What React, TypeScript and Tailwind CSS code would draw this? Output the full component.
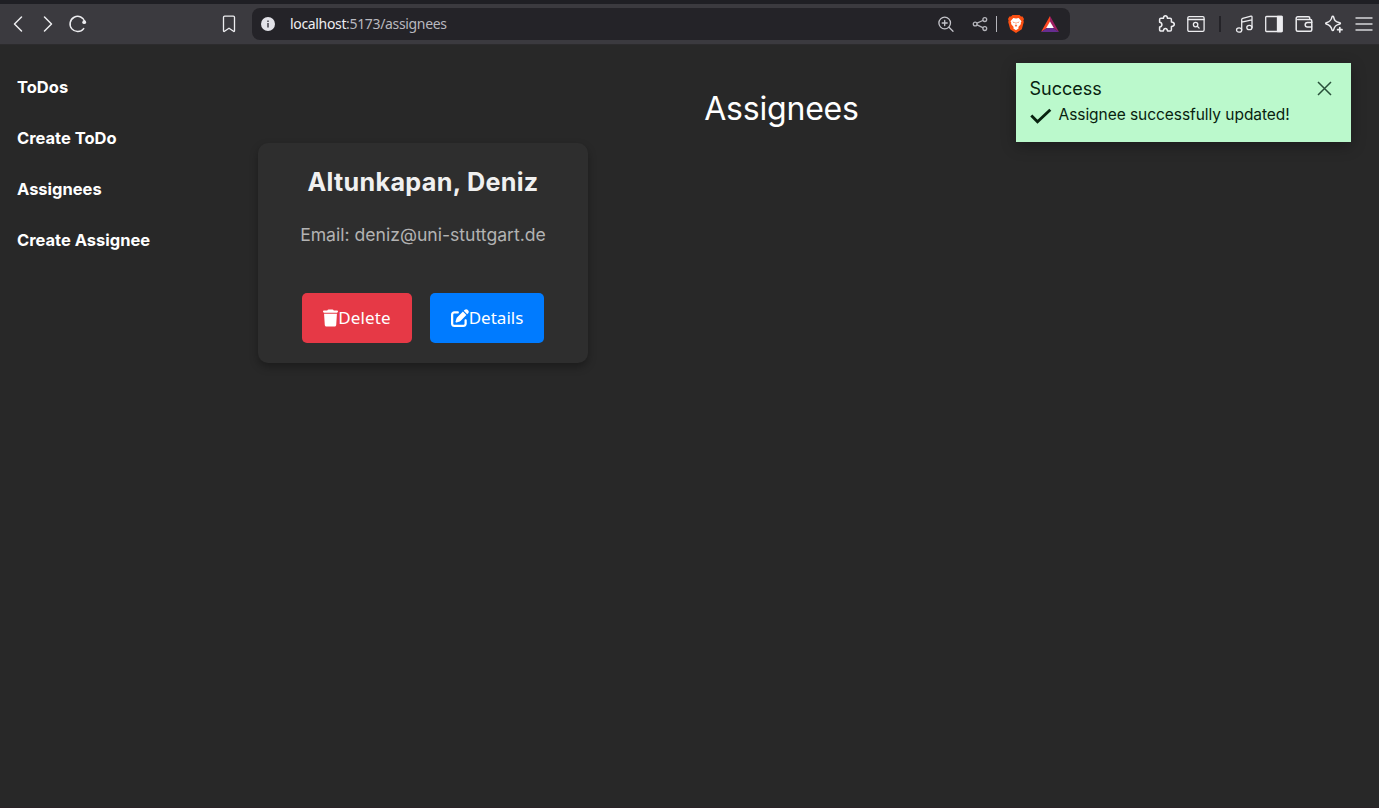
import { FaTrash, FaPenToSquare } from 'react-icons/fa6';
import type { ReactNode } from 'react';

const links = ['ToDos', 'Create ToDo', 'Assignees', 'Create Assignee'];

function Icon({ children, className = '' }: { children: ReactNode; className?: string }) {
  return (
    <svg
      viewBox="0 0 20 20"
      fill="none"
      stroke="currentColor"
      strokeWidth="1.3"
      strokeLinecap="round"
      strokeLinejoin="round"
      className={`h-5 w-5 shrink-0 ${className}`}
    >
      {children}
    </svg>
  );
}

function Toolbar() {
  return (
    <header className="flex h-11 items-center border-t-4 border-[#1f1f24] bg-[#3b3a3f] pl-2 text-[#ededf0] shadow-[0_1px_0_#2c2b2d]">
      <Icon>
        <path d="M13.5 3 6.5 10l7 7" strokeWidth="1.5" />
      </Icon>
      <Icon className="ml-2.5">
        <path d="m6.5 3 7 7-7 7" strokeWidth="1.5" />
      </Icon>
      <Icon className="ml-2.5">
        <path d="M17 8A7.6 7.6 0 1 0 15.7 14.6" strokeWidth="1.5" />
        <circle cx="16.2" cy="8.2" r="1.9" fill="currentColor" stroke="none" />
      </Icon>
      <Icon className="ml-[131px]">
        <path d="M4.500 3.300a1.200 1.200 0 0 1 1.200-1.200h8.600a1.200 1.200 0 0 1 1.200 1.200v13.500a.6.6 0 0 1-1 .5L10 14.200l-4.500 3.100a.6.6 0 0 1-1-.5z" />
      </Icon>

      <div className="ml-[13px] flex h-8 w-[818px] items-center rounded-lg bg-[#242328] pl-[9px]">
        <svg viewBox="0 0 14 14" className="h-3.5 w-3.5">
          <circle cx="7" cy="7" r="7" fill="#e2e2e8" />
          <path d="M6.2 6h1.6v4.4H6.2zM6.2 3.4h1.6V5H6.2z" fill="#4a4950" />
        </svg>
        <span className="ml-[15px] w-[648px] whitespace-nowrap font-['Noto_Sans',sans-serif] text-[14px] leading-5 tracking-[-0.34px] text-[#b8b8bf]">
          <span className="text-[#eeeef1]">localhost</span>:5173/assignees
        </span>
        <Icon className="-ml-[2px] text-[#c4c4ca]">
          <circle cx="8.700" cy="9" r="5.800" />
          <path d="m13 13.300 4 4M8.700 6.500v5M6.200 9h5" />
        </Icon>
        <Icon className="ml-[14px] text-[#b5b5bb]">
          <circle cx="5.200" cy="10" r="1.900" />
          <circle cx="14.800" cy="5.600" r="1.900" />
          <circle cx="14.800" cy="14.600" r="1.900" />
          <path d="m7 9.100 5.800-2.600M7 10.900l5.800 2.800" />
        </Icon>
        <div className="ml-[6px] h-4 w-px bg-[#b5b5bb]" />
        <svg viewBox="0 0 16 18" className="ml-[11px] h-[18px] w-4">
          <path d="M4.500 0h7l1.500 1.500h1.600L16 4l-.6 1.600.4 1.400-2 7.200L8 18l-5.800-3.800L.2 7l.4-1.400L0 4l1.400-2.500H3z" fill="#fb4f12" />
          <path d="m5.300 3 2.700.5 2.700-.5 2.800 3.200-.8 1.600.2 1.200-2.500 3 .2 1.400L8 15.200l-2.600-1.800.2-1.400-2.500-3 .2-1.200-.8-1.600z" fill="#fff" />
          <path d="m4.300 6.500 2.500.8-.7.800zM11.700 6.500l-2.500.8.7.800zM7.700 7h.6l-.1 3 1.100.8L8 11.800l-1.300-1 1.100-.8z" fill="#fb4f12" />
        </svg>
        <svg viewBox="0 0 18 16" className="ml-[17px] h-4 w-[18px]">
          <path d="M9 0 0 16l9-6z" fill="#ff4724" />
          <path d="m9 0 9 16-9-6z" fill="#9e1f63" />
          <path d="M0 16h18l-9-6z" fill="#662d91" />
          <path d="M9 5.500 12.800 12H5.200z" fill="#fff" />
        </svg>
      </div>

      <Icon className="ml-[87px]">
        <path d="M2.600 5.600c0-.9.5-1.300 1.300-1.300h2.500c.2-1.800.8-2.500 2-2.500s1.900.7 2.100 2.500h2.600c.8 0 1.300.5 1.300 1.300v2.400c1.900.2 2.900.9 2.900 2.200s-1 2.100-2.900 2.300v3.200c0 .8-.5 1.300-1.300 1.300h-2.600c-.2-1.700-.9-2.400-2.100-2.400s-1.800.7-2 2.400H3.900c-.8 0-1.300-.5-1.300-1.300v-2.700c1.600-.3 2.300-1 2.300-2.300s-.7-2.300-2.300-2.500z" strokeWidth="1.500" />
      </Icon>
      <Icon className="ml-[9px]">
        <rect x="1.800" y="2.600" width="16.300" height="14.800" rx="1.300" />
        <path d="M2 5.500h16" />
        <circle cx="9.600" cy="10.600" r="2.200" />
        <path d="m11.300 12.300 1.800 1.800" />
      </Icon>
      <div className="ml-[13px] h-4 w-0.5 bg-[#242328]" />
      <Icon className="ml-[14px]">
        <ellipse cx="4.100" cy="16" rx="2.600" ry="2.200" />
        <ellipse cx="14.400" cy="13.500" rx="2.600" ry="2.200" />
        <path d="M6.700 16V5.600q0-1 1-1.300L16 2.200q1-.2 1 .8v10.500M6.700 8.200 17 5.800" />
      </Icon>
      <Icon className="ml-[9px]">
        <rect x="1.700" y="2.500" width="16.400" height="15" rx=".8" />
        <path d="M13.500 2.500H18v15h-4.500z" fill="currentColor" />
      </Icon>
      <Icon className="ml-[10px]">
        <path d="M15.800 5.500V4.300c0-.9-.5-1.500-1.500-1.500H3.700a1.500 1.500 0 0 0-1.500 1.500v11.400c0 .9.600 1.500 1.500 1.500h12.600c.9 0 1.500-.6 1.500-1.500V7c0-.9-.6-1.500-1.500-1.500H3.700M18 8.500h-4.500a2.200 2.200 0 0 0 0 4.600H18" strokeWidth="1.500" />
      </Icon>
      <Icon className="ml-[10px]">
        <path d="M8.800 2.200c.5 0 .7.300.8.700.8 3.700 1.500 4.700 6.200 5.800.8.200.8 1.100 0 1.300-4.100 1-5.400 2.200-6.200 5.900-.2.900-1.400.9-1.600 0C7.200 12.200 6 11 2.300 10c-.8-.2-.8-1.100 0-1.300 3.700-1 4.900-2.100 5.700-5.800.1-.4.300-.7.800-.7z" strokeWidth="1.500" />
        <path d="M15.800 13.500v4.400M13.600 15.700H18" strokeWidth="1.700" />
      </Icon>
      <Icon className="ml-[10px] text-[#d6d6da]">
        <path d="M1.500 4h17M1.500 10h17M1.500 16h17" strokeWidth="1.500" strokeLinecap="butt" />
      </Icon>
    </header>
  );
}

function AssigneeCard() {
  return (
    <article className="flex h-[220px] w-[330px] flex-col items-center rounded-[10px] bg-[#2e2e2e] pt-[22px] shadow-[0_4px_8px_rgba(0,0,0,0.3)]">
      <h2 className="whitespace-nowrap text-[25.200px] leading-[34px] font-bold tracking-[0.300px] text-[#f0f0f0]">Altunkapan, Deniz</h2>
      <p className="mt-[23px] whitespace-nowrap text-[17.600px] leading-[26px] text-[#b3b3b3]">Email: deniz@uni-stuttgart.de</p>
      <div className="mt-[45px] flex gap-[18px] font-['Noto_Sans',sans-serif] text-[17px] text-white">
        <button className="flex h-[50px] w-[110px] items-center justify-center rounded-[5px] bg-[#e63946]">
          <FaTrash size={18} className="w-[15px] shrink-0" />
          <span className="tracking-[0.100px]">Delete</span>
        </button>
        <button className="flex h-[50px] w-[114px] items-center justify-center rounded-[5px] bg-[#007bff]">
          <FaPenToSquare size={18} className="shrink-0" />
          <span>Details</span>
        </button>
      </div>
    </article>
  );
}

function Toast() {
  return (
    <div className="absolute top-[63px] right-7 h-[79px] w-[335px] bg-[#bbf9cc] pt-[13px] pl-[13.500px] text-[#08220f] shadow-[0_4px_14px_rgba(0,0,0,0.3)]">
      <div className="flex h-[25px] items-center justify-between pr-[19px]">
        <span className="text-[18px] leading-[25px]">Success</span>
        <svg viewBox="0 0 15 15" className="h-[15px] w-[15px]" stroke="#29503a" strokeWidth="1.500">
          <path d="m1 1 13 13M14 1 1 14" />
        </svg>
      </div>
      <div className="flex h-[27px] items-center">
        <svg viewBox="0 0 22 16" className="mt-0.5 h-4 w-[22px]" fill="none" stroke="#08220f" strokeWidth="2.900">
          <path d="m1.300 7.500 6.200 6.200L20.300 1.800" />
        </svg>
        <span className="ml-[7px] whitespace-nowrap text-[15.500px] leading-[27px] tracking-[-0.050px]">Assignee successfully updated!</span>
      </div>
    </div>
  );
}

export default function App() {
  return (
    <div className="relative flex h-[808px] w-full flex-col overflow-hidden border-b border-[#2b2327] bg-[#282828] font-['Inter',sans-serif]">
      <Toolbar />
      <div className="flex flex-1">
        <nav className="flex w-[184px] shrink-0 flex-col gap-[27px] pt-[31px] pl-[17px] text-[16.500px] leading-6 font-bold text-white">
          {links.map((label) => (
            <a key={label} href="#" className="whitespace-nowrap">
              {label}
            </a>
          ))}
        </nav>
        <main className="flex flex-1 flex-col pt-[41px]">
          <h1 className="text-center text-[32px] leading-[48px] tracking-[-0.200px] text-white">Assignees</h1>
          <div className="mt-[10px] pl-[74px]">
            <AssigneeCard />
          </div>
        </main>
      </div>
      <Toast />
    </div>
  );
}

* Aim of the task
Quote, please, every line of the material above from its start through the line that has "const links = ['ToDos', 'Create", reproducing the words exactly and dropping any images.

* Response for this exercise
What React, TypeScript and Tailwind CSS code would draw this? Output the full component.
import { FaTrash, FaPenToSquare } from 'react-icons/fa6';
import type { ReactNode } from 'react';

const links = ['ToDos', 'Create ToDo', 'Assignees', 'Create Assignee'];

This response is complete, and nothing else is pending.